The only real concern on my trip was the gas situation throughout the Bahamas at the time. During a scheduled trip from Fort Lauderdale to Nassau, a tanker that supplies the islands with fuel had run aground on a reef. Reserves in Nassau had quickly become depleted. The ship had to be pulled off the reef and the fuel offloaded. As a result of this grounding, mail boats out of Nassau were frozen in port due to the lack of diesel. On Ragged Island, the locals hung out hoping their full traps would be OK after these extra days of soaking. This situation brought into bold relief how isolated and dependent the settlement of Duncan Town is on the 'outside". No question... this remote island really is the "ragged edge" of civilization.

I came away from my experience on Ragged Island thinking this fishery has something to offer every angler. Here, you can flats fish to your heart's content. You can hunt double-digit bonefish on the edges, smaller fish on the more protected flats and stalk elusive permit on any one of the abundant reef-flats.
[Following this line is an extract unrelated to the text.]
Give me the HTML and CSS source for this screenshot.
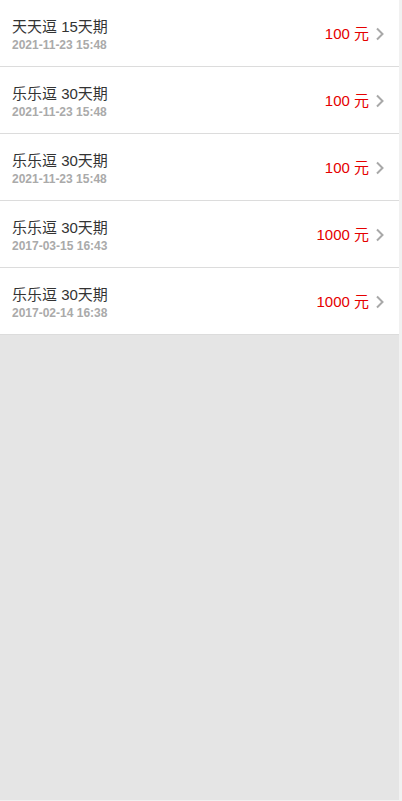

You can use your fly rod to catch huge (20+ pound) 'cuda that are laid up on just about every rocky point and finally, if that's not enough for you, you can chase birds and try your hand angling in the big blue for ocean speedsters! This fishery is pristine, eclectic and rugged. As such, it offers one of the last great opportunities to get completely "lost" in the Bahamas. I can't wait to replace all my broken gear and get back down on the "rock" as soon as possible!